Of course, we did not impose such a treaty on Russia, but when the Soviet Union collapsed under its own weight, we didn't really do enough to prevent the new Russian government from devolving into an oligarchy of powerful and corrupt business interests - leaving the average Russian to suffer for years, until their economy could turn around (and to some extent, it never did). Putin is popular in Russia as he is seen as eliminating some of the worst of the corrupt practices of the post-Cold War era.
And parallel goes further. Putin has "cleaned house" so to speak, having former friends arrested for various alleged crimes just as Hitler turned on the Brownshirts. And it goes without saying that political dissidents and protesters are routinely jailed for expressing their opinions. If I was living in Russia right now, I'd be figuring on a way of getting out. You remembered what happened to the Jews who stayed in Germany, thinking that "Mr. Hitler" was just all bluster, and eventually, the German people would "come around." It didn't end well.
And of course, this time around, Japan has no interest in being part of an "Axis". But perhaps North Korea? Sort of fits the bill.
But all that being said, are we doing the right thing here? How is this going to play out? We are poking the Russian Bear with a stick. And when you enter a cave, poking a bear, and the bear has no way out, it has no choice but to strike back. An animal cornered is a dangerous animal, no matter how weak that animal may be.
Much of their former territories were stripped away, and from the Russian point of view, you could understand where they might feel as though they were being surrounded - as more and more of their neighbors aligned themselves with Western powers - NATO and the EU. As more and more countries started to turn to the West - including countries right on Russia's doorstep, it was inevitable that some sort of confrontation would result.
Putin does have a point about the Ukraine, which, like most countries, contains people of more than one ethnicity, as well as disparate interests. It is uncontested that the Eastern half of the Ukraine is mostly Russian and looks to Moscow. The Western half, wants to align with the West. And that right there is why the country has been in turmoil for the last few years.
But of course, invading isn't necessarily the correct response. Recent history shows that there is a legal way of dividing a country in half. Following a referendum in 2011, Sudan was divided into two countries, Sudan and South Sudan, and with the blessings of the world community, it peacefully divided into two separate entities (of course since then, there has been war between the two halves, as it turns out the oil is.... guess where?).
Putin engineered a "referendum" in the Crimea, but it was not recognized by the international community. And strategically, he went about it all wrong. The Crimea is not contiguous with Mother Russia, but an island of land surrounded by the remainder of the Ukraine. Why not have a nation-wide referendum, and see which provinces want to stay with the Ukraine, and which want to join Russia - or form some new, independent Russian-leaning country? It would have saved a lot of trouble.

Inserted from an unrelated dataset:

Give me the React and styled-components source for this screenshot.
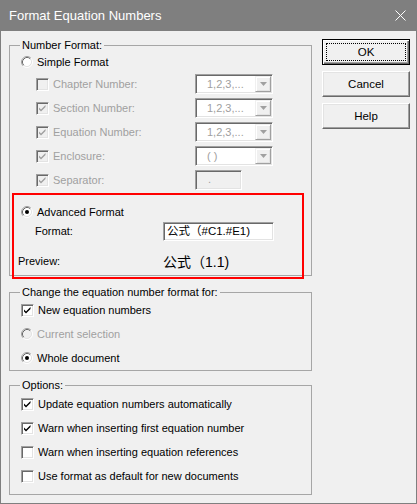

Defusing this situation is essential to preserving the peace - and the world economy. Sadly, leaders on both sides are presently in bluster mode - each trying to out-macho the other with strong talk. Neither, it seems, wants to be perceived as "weak" by negotiating a UN-backed solution of the sort I have outlined above.
And that is the problem right there. Not that the situation can't be worked out, but that the egos of the world leaders, and their public opinion polls are more important than doing what is right. Obama, facing mid-term elections, doesn't want to be perceived as "weak." Putin is backed into a corner and can't back down, as his popularity with the Russian people is at stake.
And guess what? Putin ain't going anywhere. The photo below is from the 30th G8 summit on Sea Island, Georgia, a stone's throw from my house. Look carefully at the assembled "world leaders" in the picture - and think about which ones are still around. The answer is, of course, none of them, except the glaring Russian in the background - the fellow with the 1000-yard stare.
World leaders come and go. Putin keeps turning up, like a bad penny.